ROWS counts physical rows. ROWS BETWEEN 2 PRECEDING AND CURRENT ROW includes exactly three rows. RANGE counts logical ranges of the ORDER BY value, so when two rows share a value, RANGE groups them and may include more rows than expected. Use ROWS for running totals and moving averages — its behavior is predictable. RANGE matters only for time-range queries where ties carry meaning.

Do window functions slow down a query?

It depends on data volume, indexes, and how many distinct windows you have. Each unique OVER triggers its own sort, so two functions sharing one window are essentially free together. On analyst workloads of tens of thousands to a few million rows, a single window function adds milliseconds to seconds. On hundreds of millions of rows you care about clustering keys and materialization, but the fix is rarely to drop the window function — it is to pre-aggregate.

Can I filter on a window function inside WHERE?

No. WHERE runs before window functions, so the rank column does not exist yet. Compute the window in a CTE or subquery and filter on the result in the outer query. The top-N-per-group pattern above is the canonical example.

What happens if I omit PARTITION BY entirely?

The whole result set is one window. SUM(amount) OVER () returns the grand total on every row. ROW_NUMBER() OVER (ORDER BY date) returns a continuous numbering across the table with no group resets.
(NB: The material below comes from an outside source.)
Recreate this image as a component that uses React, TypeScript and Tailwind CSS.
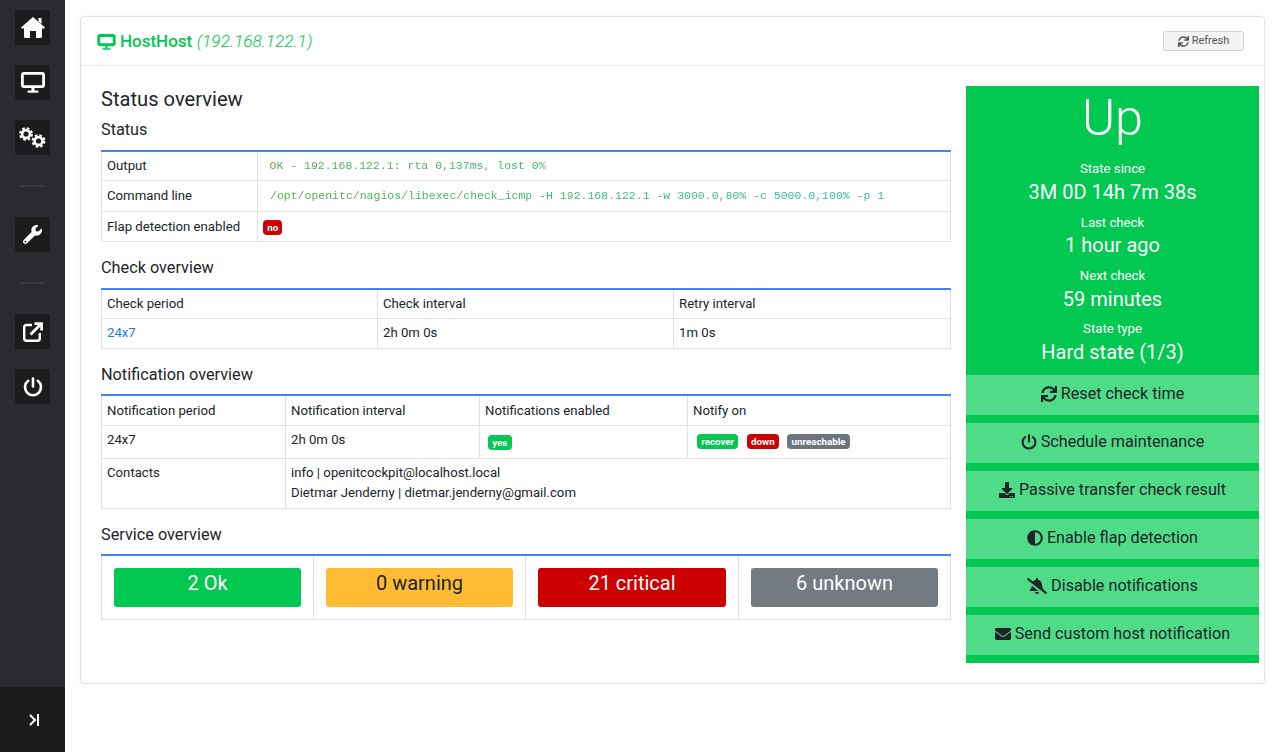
import React from "react";
import { FaWrench, FaSync, FaDownload, FaAdjust, FaBellSlash, FaEnvelope } from "react-icons/fa";

const HomeIcon = () => (
  <svg width="24" height="21" viewBox="0 0 24 21" fill="currentColor">
    <path d="M12 0 L24 10.5 Q24 11.5 23 11.5 H21 V19.5 Q21 21 19.5 21 H15 V14 H9 V21 H4.5 Q3 21 3 19.5 V11.5 H1 Q0 11.5 0 10.5 Z" />
    <path d="M17.5 1 H20.5 V7 L17.5 4.5 Z" />
  </svg>
);

const DesktopIcon = ({ width, height, stroke = 2.8 }: { width: number; height: number; stroke?: number }) => (
  <svg width={width} height={height} viewBox="0 0 24 21" fill="currentColor">
    <rect x={stroke / 2} y={stroke / 2} width={24 - stroke} height={16 - stroke} rx="1.6" fill="none" stroke="currentColor" strokeWidth={stroke} />
    <rect x="10.5" y="16" width="3" height="3" />
    <rect x="6.5" y="18.6" width="11" height="2.2" rx="0.8" />
  </svg>
);

const CogsIcon = () => (
  <svg width="27" height="21" viewBox="0 0 27 21" fill="none" stroke="currentColor">
    <circle cx="7" cy="7" r="3.9" strokeWidth="2.6" />
    <circle cx="7" cy="7" r="5.7" strokeWidth="2.4" strokeDasharray="2.5 2" />
    <circle cx="19.5" cy="14" r="3.9" strokeWidth="2.6" />
    <circle cx="19.5" cy="14" r="5.7" strokeWidth="2.4" strokeDasharray="2.5 2" />
  </svg>
);

const ExternalIcon = () => (
  <svg width="20" height="20" viewBox="0 0 20 20" fill="none" stroke="currentColor" strokeWidth="2.4">
    <path d="M9 3 H3.5 Q1.2 3 1.2 5.3 V16.2 Q1.2 18.8 3.5 18.8 H14.5 Q16.8 18.8 16.8 16.2 V11" />
    <path d="M7.5 12.5 L18 2" strokeWidth="2.8" />
    <path d="M11.5 1.6 H18.6 V8.5" strokeWidth="2.6" />
  </svg>
);

const PowerIcon = ({ size }: { size: number }) => (
  <svg width={size} height={size} viewBox="0 0 20 20" fill="none" stroke="currentColor" strokeWidth="2.6" strokeLinecap="round">
    <path d="M10 1.5 V9.5" />
    <path d="M5.2 3.8 A8 8 0 1 0 14.8 3.8" />
  </svg>
);

const IconBtn = ({ children }: { children: React.ReactNode }) => (
  <div className="w-[35px] h-[35px] rounded-[2px] bg-[#1c1c1f] flex items-center justify-center text-white">{children}</div>
);

const Cell = ({ className = "", colSpan, children }: { className?: string; colSpan?: number; children?: React.ReactNode }) => (
  <td colSpan={colSpan} className={"border border-[#dee2e6] pl-[5px] pr-[5px] align-top py-[4.5px] leading-[19.8px] " + className}>{children}</td>
);

const Badge = ({ color, children }: { color: string; children: React.ReactNode }) => (
  <span className={"inline-block align-middle rounded-[4px] text-white font-bold text-[9.75px] leading-[15px] px-[4.2px] " + color}>{children}</span>
);

const H5 = ({ className = "", children }: { className?: string; children: React.ReactNode }) => (
  <h5 className={"text-[16.25px] leading-[19.5px] text-[#212529] " + className}>{children}</h5>
);

const Action = ({ icon, children }: { icon: React.ReactNode; children: React.ReactNode }) => (
  <div className="h-[40px] bg-[#50db88] flex items-center justify-center gap-[4px] text-[16.2px] text-[#212529] pb-[1px]">
    {icon}
    <span>{children}</span>
  </div>
);

const Stat = ({ label, value }: { label: string; value: string }) => (
  <div className="text-center text-white">
    <div className="text-[13.2px] leading-[20px]">{label}</div>
    <div className="text-[20px] leading-[24px] mt-[0.6px]">{value}</div>
  </div>
);

const Tile = ({ color, text, children }: { color: string; text: string; children: React.ReactNode }) => (
  <td className="border border-[#dee2e6] px-[12.25px] pt-[12px] pb-[12px]">
    <div className={"h-[39px] rounded-[3px] text-center text-[20px] leading-[30px] " + color + " " + text}>{children}</div>
  </td>
);

const mono = { fontFamily: "'Liberation Mono', monospace" };

export default function App() {
  return (
    <div className="flex h-[752px] bg-white text-[13.2px] text-[#212529] overflow-hidden" style={{ fontFamily: "Roboto, sans-serif" }}>
      <aside className="w-[65px] shrink-0 flex flex-col bg-[#2a2a2f]">
        <div className="flex-1 flex flex-col items-center pt-[10px]">
          <IconBtn><HomeIcon /></IconBtn>
          <div className="h-[20px]" />
          <IconBtn><DesktopIcon width={24} height={21} /></IconBtn>
          <div className="h-[20px]" />
          <IconBtn><CogsIcon /></IconBtn>
          <div className="w-[25px] h-[2px] bg-[#38383d] mt-[30px] mb-[30px]" />
          <IconBtn><FaWrench size={19} /></IconBtn>
          <div className="w-[25px] h-[2px] bg-[#38383d] mt-[30px] mb-[30px]" />
          <IconBtn><ExternalIcon /></IconBtn>
          <div className="h-[20px]" />
          <IconBtn><PowerIcon size={20} /></IconBtn>
        </div>
        <div className="h-[65px] bg-[#1c1c1f] flex items-center justify-center text-white">
          <svg width="10" height="12" viewBox="0 0 10 12" className="ml-[3px]">
            <path d="M1 1l5 5-5 5" fill="none" stroke="currentColor" strokeWidth="2" />
            <rect x="8" y="0" width="2" height="12" fill="currentColor" />
          </svg>
        </div>
      </aside>
      <main className="flex-1 pl-[15px] pr-[15px] pt-[16px]">
        <div className="h-[668px] bg-white border border-[#dee2e6] rounded-[4px] shadow-[0_0_13px_rgba(0,0,0,0.04)]">
          <header className="h-[49px] border-b border-[#e9ebee] flex items-center justify-between pl-[16px] pr-[20px]">
            <div className="flex items-center text-[#00c851] text-[17px] pt-[1px]">
              <span className="mr-[4px] flex"><DesktopIcon width={19} height={16} stroke={3.8} /></span>
              <span className="font-medium">HostHost</span>
              <span className="ml-[4.5px] italic font-light text-[17.25px]">(192.168.122.1)</span>
            </div>
            <div className="w-[81px] h-[20px] rounded-[3px] border border-[#d4d4d4] bg-[#f4f4f4] flex items-center justify-center gap-[3px] text-[11px] text-[#555]">
              <FaSync size={11} />
              <span>Refresh</span>
            </div>
          </header>
          <div className="flex pt-[20px] pl-[20px] pr-[5px]">
            <div className="w-[850px] pt-[3px]">
              <h4 className="text-[20.15px] leading-[21px]">Status overview</h4>
              <H5 className="mt-[10px]">Status</H5>
              <table className="w-full mt-[10px] border-t-[2px] border-t-[#4285f4] border-collapse table-fixed">
                <colgroup><col className="w-[156px]" /><col /></colgroup>
                <tbody>
                  <tr className="h-[30px]"><Cell>Output</Cell><Cell className="pl-[11.5px]"><code className="block pt-[1px] leading-[18.8px] text-[11.5px] bg-linear-to-r from-[#4cae3c] to-[#1db9aa] bg-clip-text text-transparent" style={mono}>OK - 192.168.122.1: rta 0,137ms, lost 0%</code></Cell></tr>
                  <tr className="h-[31px]"><Cell>Command line</Cell><Cell className="pl-[12px]"><code className="block pt-[1px] leading-[18.8px] text-[11.5px] bg-linear-to-r from-[#4cae3c] to-[#1db9aa] bg-clip-text text-transparent" style={mono}>/opt/openitc/nagios/libexec/check_icmp -H 192.168.122.1 -w 3000.0,80% -c 5000.0,100% -p 1</code></Cell></tr>
                  <tr className="h-[30px]"><Cell>Flap detection enabled</Cell><Cell className="!align-middle !py-0"><Badge color="bg-[#cc0000]">no</Badge></Cell></tr>
                </tbody>
              </table>
              <H5 className="mt-[16px]">Check overview</H5>
              <table className="w-full mt-[10px] border-t-[2px] border-t-[#4285f4] border-collapse table-fixed">
                <colgroup><col className="w-[276px]" /><col className="w-[296px]" /><col /></colgroup>
                <tbody>
                  <tr className="h-[29px]"><Cell className="!py-[4px]">Check period</Cell><Cell className="!py-[4px]">Check interval</Cell><Cell className="!py-[4px]">Retry interval</Cell></tr>
                  <tr className="h-[30px]"><Cell className="text-[#1e7be0]">24x7</Cell><Cell>2h 0m 0s</Cell><Cell>1m 0s</Cell></tr>
                </tbody>
              </table>
              <H5 className="mt-[16px]">Notification overview</H5>
              <table className="w-full mt-[10px] border-t-[2px] border-t-[#4285f4] border-collapse table-fixed">
                <colgroup><col className="w-[184px]" /><col className="w-[194px]" /><col className="w-[208px]" /><col /></colgroup>
                <tbody>
                  <tr className="h-[30px]"><Cell>Notification period</Cell><Cell>Notification interval</Cell><Cell>Notifications enabled</Cell><Cell>Notify on</Cell></tr>
                  <tr className="h-[33px]"><Cell>24x7</Cell><Cell>2h 0m 0s</Cell>
                    <Cell className="!pl-[8px] !align-middle !py-0"><Badge color="bg-[#00c851]">yes</Badge></Cell>
                    <Cell className="!pl-[9px] !align-middle !py-0"><span className="flex gap-[8.5px]"><Badge color="bg-[#00c851]">recover</Badge><Badge color="bg-[#cc0000]">down</Badge><Badge color="bg-[#6c757d]">unreachable</Badge></span></Cell></tr>
                  <tr className="h-[50px]"><Cell>Contacts</Cell><Cell colSpan={3}>info | openitcockpit@localhost.local<br />Dietmar Jenderny | dietmar.jenderny@gmail.com</Cell></tr>
                </tbody>
              </table>
              <H5 className="mt-[16px]">Service overview</H5>
              <table className="w-full mt-[10px] border-t-[2px] border-t-[#4285f4] border-collapse table-fixed">
                <colgroup><col className="w-[212px]" /><col className="w-[212px]" /><col className="w-[213px]" /><col /></colgroup>
                <tbody>
                  <tr>
                    <Tile color="bg-[#00c851]" text="text-white">2 Ok</Tile>
                    <Tile color="bg-[#ffbb33]" text="text-[#212529]">0 warning</Tile>
                    <Tile color="bg-[#cc0000]" text="text-white">21 critical</Tile>
                    <Tile color="bg-[#737a82]" text="text-white">6 unknown</Tile>
                  </tr>
                </tbody>
              </table>
            </div>
            <div className="w-[293px] ml-[15px] bg-[#00c851] pb-[8px]">
              <div className="text-center text-white text-[50.5px] leading-[58px] font-light pt-[3px] pb-[12.2px]">Up</div>
              <div className="flex flex-col gap-[8.8px] pb-[11px]">
                <Stat label="State since" value="3M 0D 14h 7m 38s" />
                <Stat label="Last check" value="1 hour ago" />
                <Stat label="Next check" value="59 minutes" />
                <Stat label="State type" value="Hard state (1/3)" />
              </div>
              <div className="flex flex-col gap-[8px]">
                <Action icon={<FaSync size={16} />}>Reset check time</Action>
                <Action icon={<PowerIcon size={16} />}>Schedule maintenance</Action>
                <Action icon={<FaDownload size={16} />}>Passive transfer check result</Action>
                <Action icon={<FaAdjust size={16} />}>Enable flap detection</Action>
                <Action icon={<FaBellSlash size={20} />}>Disable notifications</Action>
                <Action icon={<FaEnvelope size={16} />}>Send custom host notification</Action>
              </div>
            </div>
          </div>
        </div>
      </main>
    </div>
  );
}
Useful for share-of-total calculations against one global aggregate.

Which databases support window functions?

All major analytical engines: PostgreSQL, MySQL 8+, ClickHouse, BigQuery, Snowflake, Redshift, SQL Server, Oracle, Databricks SQL. Syntax is nearly identical, with small differences in RANGE support and less-common functions like NTH_VALUE and PERCENT_RANK. Standard PostgreSQL syntax is enough for interview prep at Stripe, Meta, Airbnb, or DoorDash.